Cherry LLM demonstrates a fundamental principle for self-improving systems: a model's own uncertainty signal contains rich information about data quality. Rather than relying on human annotators or stronger external models, the model itself can identify what it needs to learn. This has profound implications for scaling instruction tuning — as datasets grow into the millions of samples, automated self-guided curation becomes essential.

Cherry LLM 展示了自我改进系统的一个基本原则：模型自身的不确定性信号包含了关于数据质量的丰富信息。与其依赖人类标注者或更强的外部模型，模型本身就能识别它需要学习什么。这对扩展指令微调具有深远影响——随着数据集增长到数百万样本，自动化的自引导策展变得至关重要。

The approach is also composable: IFD scoring can be applied iteratively, with each round of training producing a more refined model that can better identify the next set of high-value samples.
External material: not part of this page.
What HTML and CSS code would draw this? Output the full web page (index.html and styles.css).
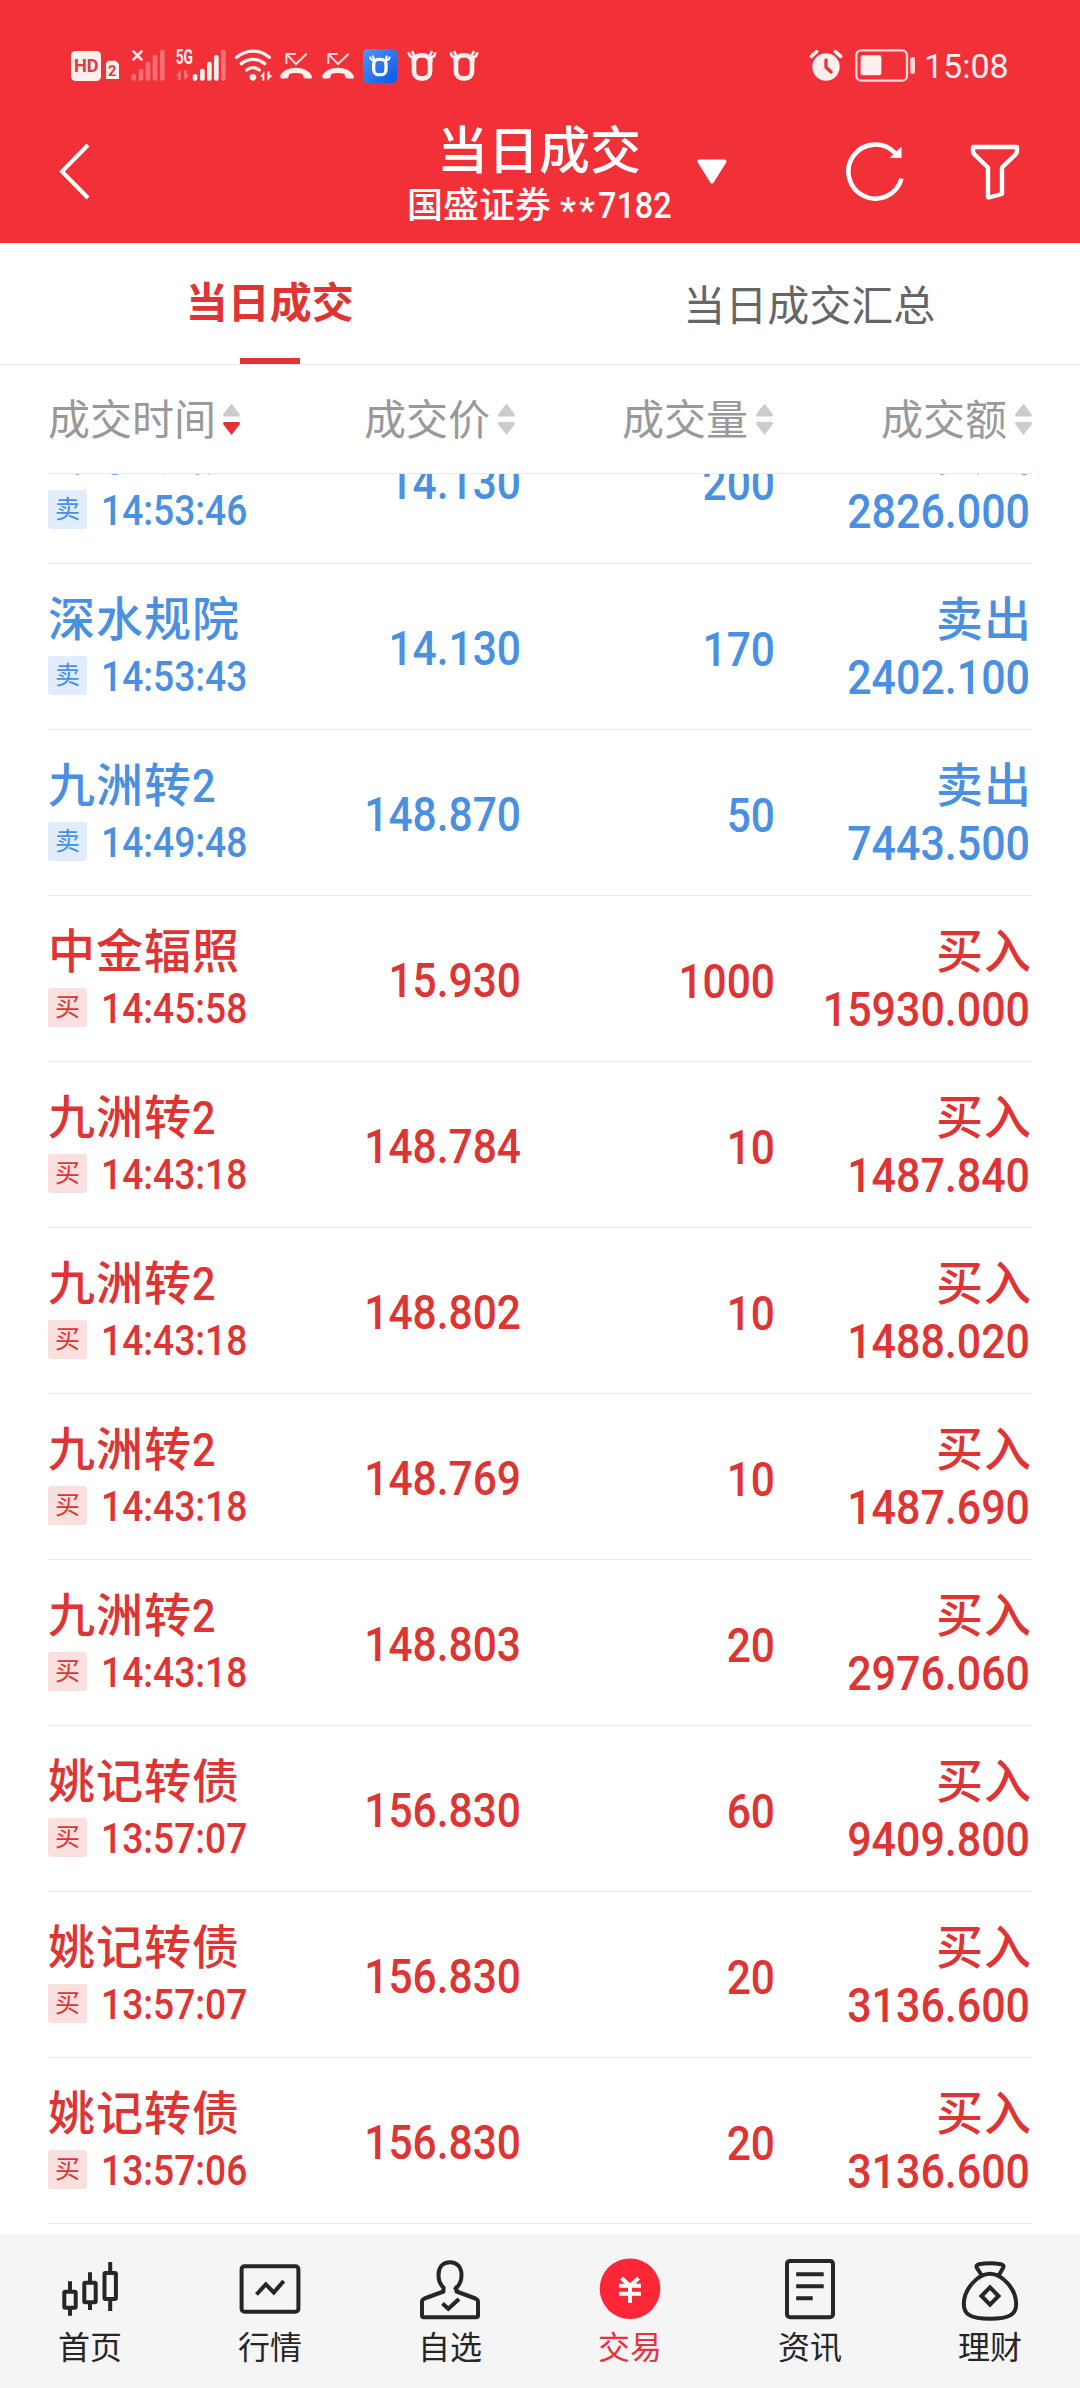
FILE: index.html
```html
<!DOCTYPE html>
<html lang="zh-CN">
<head>
<meta charset="utf-8">
<title>当日成交</title>
<link rel="stylesheet" href="styles.css">
</head>
<body>
<header class="header">
  <div class="status">
    <div class="status-left">
      <svg width="52" height="40" viewBox="90 45 156 120">
        <rect x="93" y="63" width="90" height="90" rx="14" fill="#fff0f0"/>
        <text x="102" y="127" class="hd" textLength="74" lengthAdjust="spacingAndGlyphs">HD</text>
        <path d="M204 92H227L237 102V147H198V98Z" fill="#fff0f0"/>
        <text x="217" y="138" class="sim" text-anchor="middle">2</text>
      </svg>
      <svg width="50" height="40" viewBox="246 45 150 120">
        <path d="M278 62L307 91M307 62L278 91" stroke="#fff0f0" stroke-width="8"/>
        <g fill="#fff" opacity=".3"><rect x="274" y="132" width="14" height="20" rx="6"/><rect x="296" y="116" width="14" height="36" rx="6"/><rect x="317" y="95" width="14" height="57" rx="6"/><rect x="338" y="75" width="14" height="77" rx="6"/><rect x="360" y="59" width="14" height="93" rx="6"/></g>
      </svg>
      <svg width="60" height="40" viewBox="396 45 180 120">
        <text x="407" y="101" class="net" textLength="52" lengthAdjust="spacingAndGlyphs">5G</text>
        <path d="M408 138L422 120V150H415V136ZM433 120V150L449 134H440V120Z" fill="#ff7c80"/>
        <g fill="#fff0f0"><rect x="458" y="132" width="14" height="20" rx="6"/><rect x="480" y="116" width="14" height="36" rx="6"/><rect x="501" y="95" width="14" height="57" rx="6"/><rect x="522" y="75" width="14" height="77" rx="6"/><rect x="543" y="59" width="14" height="93" rx="6" opacity=".35"/></g>
      </svg>
      <svg width="44" height="40" viewBox="576 45 132 120">
        <g fill="none" stroke="#fff0f0" stroke-width="10" stroke-linecap="round"><path d="M590 82C619 57 659 57 688 82M604 101C625 84 653 84 674 101M620 120C632 111 646 111 658 120"/></g>
        <circle cx="639" cy="142" r="10" fill="#fff0f0"/>
        <path d="M660 140L673 124V152H667V140ZM682 124V152L698 136H689V124Z" fill="#fff0f0"/>
      </svg>
      <svg width="42" height="40" viewBox="708 45 126 120">
        <path d="M739 102V72H768M740 73L768 102L800 71" fill="none" stroke="#ffd9da" stroke-width="6"/>
        <path d="M720 139C735 105 800 105 816 139L814 146L792 145L787 132Q768 126 748 132L744 145L724 146Z" fill="#fff0f0"/>
      </svg>
      <svg width="42" height="40" viewBox="708 45 126 120">
        <path d="M739 102V72H768M740 73L768 102L800 71" fill="none" stroke="#ffd9da" stroke-width="6"/>
        <path d="M720 139C735 105 800 105 816 139L814 146L792 145L787 132Q768 126 748 132L744 145L724 146Z" fill="#fff0f0"/>
      </svg>
      <svg width="42" height="40" viewBox="960 45 126 120">
        <defs><linearGradient id="blue" x1="0" y1="0" x2="1" y2="1"><stop offset="0" stop-color="#5296f4"/><stop offset="1" stop-color="#0858ec"/></linearGradient></defs>
        <rect x="969" y="57" width="102" height="102" rx="14" fill="url(#blue)"/>
        <rect x="1001" y="88" width="37" height="46" rx="15" fill="none" stroke="#fff" stroke-width="10"/>
        <path d="M1006 92Q991 92 990 80M1033 92Q1048 92 1049 80M1003 91L998 77M1036 91L1041 77" fill="none" stroke="#fff" stroke-width="6"/>
      </svg>
      <svg width="42" height="40" viewBox="1086 45 126 120">
        <rect x="1122" y="76" width="48" height="69" rx="20" fill="none" stroke="#fff0f0" stroke-width="14"/>
        <path d="M1127 82Q1108 85 1106 67M1165 82Q1184 85 1186 67M1124 80L1116 63M1168 80L1176 63M1118 82V96M1174 82V96" fill="none" stroke="#fff0f0" stroke-width="8"/>
      </svg>
      <svg width="42" height="40" viewBox="1086 45 126 120">
        <rect x="1122" y="76" width="48" height="69" rx="20" fill="none" stroke="#fff0f0" stroke-width="14"/>
        <path d="M1127 82Q1108 85 1106 67M1165 82Q1184 85 1186 67M1124 80L1116 63M1168 80L1176 63M1118 82V96M1174 82V96" fill="none" stroke="#fff0f0" stroke-width="8"/>
      </svg>
    </div>
    <div class="status-right">
      <svg width="36" height="40" viewBox="84 45 108 120">
        <circle cx="138" cy="111" r="41" fill="#fff0f0"/>
        <path d="M94 79L110 65M182 79L166 65" stroke="#fff0f0" stroke-width="11" stroke-linecap="round"/>
        <path d="M138 90V112L153 126" fill="none" stroke="#f23038" stroke-width="10" stroke-linecap="round" stroke-linejoin="round"/>
      </svg>
      <svg class="battery" width="66" height="40" viewBox="216 45 198 120">
        <rect x="229" y="61" width="152" height="91" rx="15" fill="none" stroke="#ffd9da" stroke-width="7"/>
        <rect x="242" y="76" width="62" height="60" rx="6" fill="#fff0f0"/>
        <rect x="391" y="81" width="14" height="51" rx="6" fill="#ffd9da"/>
      </svg>
      <span class="clock">15:08</span>
    </div>
  </div>
  <div class="titlebar">
    <svg class="back" width="40" height="64" viewBox="0 0 40 64"><path d="M34 6L8 32.500L34 59" fill="none" stroke="#fff" stroke-width="4"/></svg>
    <div class="titles">
      <div class="title">当日成交</div>
      <div class="account"><span>国盛证券</span><span class="stars">**</span><span class="tail">7182</span></div>
    </div>
    <svg class="caret" width="30" height="25" viewBox="0 0 30 25"><path d="M2.500 2.500H27.500L15 22.500Z" fill="#fff" stroke="#fff" stroke-width="4" stroke-linejoin="round"/></svg>
    <svg class="refresh" width="60" height="60" viewBox="0 0 60 60">
      <path d="M55.500 37.500A27 27 0 1 1 49 12" fill="none" stroke="#fff" stroke-width="4.600"/>
      <path d="M55.500 5.500V17H43.500Z" fill="#fff"/>
    </svg>
    <svg class="filter" width="52" height="60" viewBox="0 0 52 60"><path d="M4.500 5H47.500Q48 5 48 5.500V9Q48 11 46.500 12.500L33 25.500V52L20 55.500Q19 55.500 19 54.500V25.500L5.500 12.500Q4 11 4 9V5.500Q4 5 4.500 5Z" fill="none" stroke="#fff" stroke-width="4.400" stroke-linejoin="round"/></svg>
  </div>
</header>

<nav class="tabs">
  <div class="tab active">当日成交</div>
  <div class="tab">当日成交汇总</div>
</nav>

<div class="columns">
  <div class="col"><span>成交时间</span><i class="sort desc"></i></div>
  <div class="col"><span>成交价</span><i class="sort"></i></div>
  <div class="col"><span>成交量</span><i class="sort"></i></div>
  <div class="col"><span>成交额</span><i class="sort"></i></div>
</div>

<main class="list">
  <div class="row sell"><div><div class="name">深水规院</div><div class="when"><span class="tag">卖</span><span class="time">14:53:46</span></div></div><div class="num">14.130</div><div class="num qty">200</div><div class="sum"><div class="side">卖出</div><div class="num amount">2826.000</div></div></div>
  <div class="row sell"><div><div class="name">深水规院</div><div class="when"><span class="tag">卖</span><span class="time">14:53:43</span></div></div><div class="num">14.130</div><div class="num qty">170</div><div class="sum"><div class="side">卖出</div><div class="num amount">2402.100</div></div></div>
  <div class="row sell"><div><div class="name">九洲转<span class="digit">2</span></div><div class="when"><span class="tag">卖</span><span class="time">14:49:48</span></div></div><div class="num">148.870</div><div class="num qty">50</div><div class="sum"><div class="side">卖出</div><div class="num amount">7443.500</div></div></div>
  <div class="row buy"><div><div class="name">中金辐照</div><div class="when"><span class="tag">买</span><span class="time">14:45:58</span></div></div><div class="num">15.930</div><div class="num qty">1000</div><div class="sum"><div class="side">买入</div><div class="num amount">15930.000</div></div></div>
  <div class="row buy"><div><div class="name">九洲转<span class="digit">2</span></div><div class="when"><span class="tag">买</span><span class="time">14:43:18</span></div></div><div class="num">148.784</div><div class="num qty">10</div><div class="sum"><div class="side">买入</div><div class="num amount">1487.840</div></div></div>
  <div class="row buy"><div><div class="name">九洲转<span class="digit">2</span></div><div class="when"><span class="tag">买</span><span class="time">14:43:18</span></div></div><div class="num">148.802</div><div class="num qty">10</div><div class="sum"><div class="side">买入</div><div class="num amount">1488.020</div></div></div>
  <div class="row buy"><div><div class="name">九洲转<span class="digit">2</span></div><div class="when"><span class="tag">买</span><span class="time">14:43:18</span></div></div><div class="num">148.769</div><div class="num qty">10</div><div class="sum"><div class="side">买入</div><div class="num amount">1487.690</div></div></div>
  <div class="row buy"><div><div class="name">九洲转<span class="digit">2</span></div><div class="when"><span class="tag">买</span><span class="time">14:43:18</span></div></div><div class="num">148.803</div><div class="num qty">20</div><div class="sum"><div class="side">买入</div><div class="num amount">2976.060</div></div></div>
  <div class="row buy"><div><div class="name">姚记转债</div><div class="when"><span class="tag">买</span><span class="time">13:57:07</span></div></div><div class="num">156.830</div><div class="num qty">60</div><div class="sum"><div class="side">买入</div><div class="num amount">9409.800</div></div></div>
  <div class="row buy"><div><div class="name">姚记转债</div><div class="when"><span class="tag">买</span><span class="time">13:57:07</span></div></div><div class="num">156.830</div><div class="num qty">20</div><div class="sum"><div class="side">买入</div><div class="num amount">3136.600</div></div></div>
  <div class="row buy"><div><div class="name">姚记转债</div><div class="when"><span class="tag">买</span><span class="time">13:57:06</span></div></div><div class="num">156.830</div><div class="num qty">20</div><div class="sum"><div class="side">买入</div><div class="num amount">3136.600</div></div></div>
</main>

<footer class="nav">
  <div class="item">
    <svg class="icon" viewBox="0 0 72 72"><path d="M16 28.300V38M16 55V62.700M36 19.300V29M36 50V57M56.200 9V19M56.200 46V58" /><rect x="10.300" y="38.700" width="11.400" height="16" rx="1"/><rect x="30.300" y="29.700" width="11.400" height="19.500" rx="1"/><rect x="50.500" y="20" width="11.400" height="26" rx="1"/></svg>
    <span>首页</span>
  </div>
  <div class="item">
    <svg class="icon" viewBox="0 0 72 72"><rect x="7.600" y="13.200" width="56.800" height="45.600" rx="3"/><path d="M22.500 41.500L31.800 31.300L39.800 39.500L49.700 28"/></svg>
    <span>行情</span>
  </div>
  <div class="item">
    <svg class="icon" viewBox="0 0 72 72"><path d="M29.500 34V38.500L10.500 45.500Q8 46.500 8 49V62.500Q8 64.300 10 64.300H62Q64 64.300 64 62.500V49Q64 46.500 61.500 45.500L42.500 38.500V34L41.500 35.500C46 32 47.500 27 47.500 22C47.500 14 43 9.200 36 9.200C29 9.200 24.500 14 24.500 22C24.500 27 26 32 30.500 35.500" stroke-linejoin="round"/><path d="M28.500 50.500L34.300 55.800L45 46"/></svg>
    <span>自选</span>
  </div>
  <div class="item current">
    <svg class="icon" viewBox="0 0 72 72"><circle cx="36" cy="35.700" r="30.300" fill="#ff2638" stroke="none"/><path d="M27.500 25L36 33L44.500 25M25 32.700H47M25 40.700H47M36 32V49.700" stroke="#fff"/></svg>
    <span>交易</span>
  </div>
  <div class="item">
    <svg class="icon" viewBox="0 0 72 72"><rect x="13" y="7.900" width="46" height="56.300" rx="3"/><path d="M22.200 21.300H49.700M22.200 33.300H49.700M22.200 45.300H38.700"/></svg>
    <span>资讯</span>
  </div>
  <div class="item">
    <svg class="icon" viewBox="0 0 72 72"><path d="M27.500 22L23 15Q21.500 12 25 11.200Q36 9.500 47 11.200Q50.500 12 49 15L45 22M36 20.800C48 20.800 62.200 36 62.200 51C62.200 61 56 65.700 36 65.700C16 65.700 9.800 61 9.800 51C9.800 36 24 20.800 36 20.800Z"/><path d="M36 34.300L44.500 43L36 51.700L27.500 43Z"/></svg>
    <span>理财</span>
  </div>
</footer>
</body>
</html>
```
FILE: styles.css
```css
* { box-sizing: border-box; }

body {
  margin: 0;
  width: 1080px;
  height: 2388px;
  display: flex;
  flex-direction: column;
  overflow: hidden;
  background: #fff;
  font-family: Roboto, "Noto Sans CJK SC", sans-serif;
}

svg { display: block; flex: none; }

/* header */
.header { flex: none; height: 243px; background: #f23038; color: #fff; }
.status { height: 111px; padding: 45px 72px 0 70px; display: flex; justify-content: space-between; }
.status-left, .status-right { display: flex; }
.hd { font: 700 54px Roboto, sans-serif; fill: #e23840; }
.sim { font: 700 44px Roboto, sans-serif; fill: #e23840; }
.net { font: 700 58px Roboto, sans-serif; fill: #fff0f0; }
.battery { margin: 0 6px 0 8px; }
.clock { width: 84px; font-size: 34px; line-height: 42px; color: #fff0f0; white-space: nowrap; }

.titlebar { display: flex; height: 132px; padding-left: 54px; }
.back { margin-top: 28px; }
.titles { width: 264px; margin-left: 313px; margin-top: 7px; white-space: nowrap; font-weight: 500; }
.title { font-size: 51px; line-height: 67px; text-align: center; }
.account { display: flex; font-size: 36px; line-height: 42px; }
.stars { margin-left: 9px; width: 38px; padding-top: 5px; letter-spacing: 3px; }
.tail { transform: scaleX(.9); transform-origin: left; }
.caret { margin: 48px 0 0 26px; }
.refresh { margin: 30px 0 0 119px; }
.filter { margin: 31px 0 0 63px; }

/* tabs */
.tabs { flex: none; height: 122px; display: flex; border-bottom: 1px solid #ececec; }
.tab { flex: 1; padding: 3px 1px 0 0; text-align: center; font-size: 42px; line-height: 121px; color: #666; }
.tab.active {
  padding: 0;
  font-weight: 600;
  color: #e03333;
  background: linear-gradient(#e03333, #e03333) center bottom / 60px 6px no-repeat;
}

/* column headings */
.columns { flex: none; height: 109px; margin: 0 48px; display: grid; grid-template-columns: 209px 258px 258px 259px; border-bottom: 1px solid #ececec; }
.col { display: flex; align-items: center; justify-content: flex-end; font-size: 42px; line-height: 50px; color: #999; white-space: nowrap; }
.col:first-child { justify-content: flex-start; }
.col span { padding-top: 4px; }
.sort { margin-left: 8px; display: flex; flex-direction: column; gap: 5px; }
.sort::before, .sort::after { content: ""; width: 17px; height: 13px; background: #ccc; clip-path: polygon(50% 0, 100% 85%, 96% 100%, 4% 100%, 0 85%); }
.sort::after { transform: scaleY(-1); }
.sort.desc { margin-left: 7px; }
.sort.desc::after { background: #e03333; }

/* trades */
.list { flex: 1; min-height: 0; margin: 0 48px; padding-bottom: 10px; overflow: hidden; display: flex; flex-direction: column; justify-content: flex-end; }
.row { flex: none; height: 166px; display: grid; grid-template-columns: 215px 258px 254px 257px; border-bottom: 1px solid #ececec; font-weight: 500; white-space: nowrap; }
.sell { color: #4a90e2; --tint: #e1edfb; }
.buy { color: #de3433; --tint: #fbe0e0; }
.name, .side { margin-top: 28px; font-size: 47px; line-height: 56px; letter-spacing: 1px; }
.side { text-align: right; }
.digit { display: inline-block; transform: scaleX(.88); transform-origin: left; }
.when { display: flex; align-items: center; height: 57px; }
.tag { flex: none; width: 39px; height: 39px; margin-bottom: 2px; border-radius: 3px; background: var(--tint); font-size: 25px; line-height: 39px; font-weight: 400; text-align: center; }
.time { margin-left: 14px; font-size: 42px; line-height: 54px; transform: scaleX(.885); transform-origin: left; }
.num { font-size: 48px; line-height: 170px; text-align: right; transform: scaleX(.885); transform-origin: right; }
.qty { line-height: 172px; }
.amount { line-height: 59px; margin-right: 2px; transform: scaleX(.895); }

/* bottom navigation */
.nav { flex: none; height: 154px; display: flex; background: #f5f5f5; }
.item { flex: 1; padding-top: 19px; display: flex; flex-direction: column; align-items: center; font-size: 32px; line-height: 46px; color: #262626; }
.icon { width: 72px; height: 72px; fill: none; stroke: #262626; stroke-width: 4; }
.current { color: #e8323f; }
```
This iterative refinement connects Cherry LLM to the broader theme of self-improving agents, where each cycle of self-evaluation and re-training leads to compounding gains.

该方法还具有可组合性：IFD 评分可以迭代应用，每轮训练都会产生一个更精炼的模型，能够更好地识别下一批高价值样本。这种迭代精炼将 Cherry LLM 与自我改进智能体的更广泛主题联系起来——每个自我评估和重新训练的循环都会带来复合收益。

7. Limitations / 局限性

The method assumes that the initial base model has sufficient language understanding to produce meaningful perplexity estimates. For very small or poorly pre-trained models, the IFD scores may be unreliable. Additionally, the approach is designed for instruction-tuning datasets and may not directly transfer to other training paradigms such as RLHF or constitutional AI training.

该方法假设初始基础模型具有足够的语言理解能力来产生有意义的困惑度估计。对于非常小或预训练不充分的模型，IFD 评分可能不可靠。此外，该方法是为指令微调数据集设计的，可能无法直接迁移到其他训练范式，如 RLHF 或宪法 AI 训练。

8. Conclusion / 结论

Cherry LLM provides an elegant and practical solution to the data quality problem in instruction tuning. By leveraging the model's own perplexity signals through the IFD metric, it achieves superior performance with a fraction of the training data. The method is simple to implement, computationally efficient, and requires no external dependencies. It represents an important step toward truly self-guided learning, where models take an active role in curating their own training experience.

Cherry LLM 为指令微调中的数据质量问题提供了一个优雅而实用的解决方案。通过 IFD 指标利用模型自身的困惑度信号，它仅使用一小部分训练数据就实现了卓越性能。该方法实现简单、计算高效，且不需要外部依赖。它代表了向真正自引导学习迈出的重要一步，在这种学习中，模型在策展自身训练经验方面发挥了主动作用。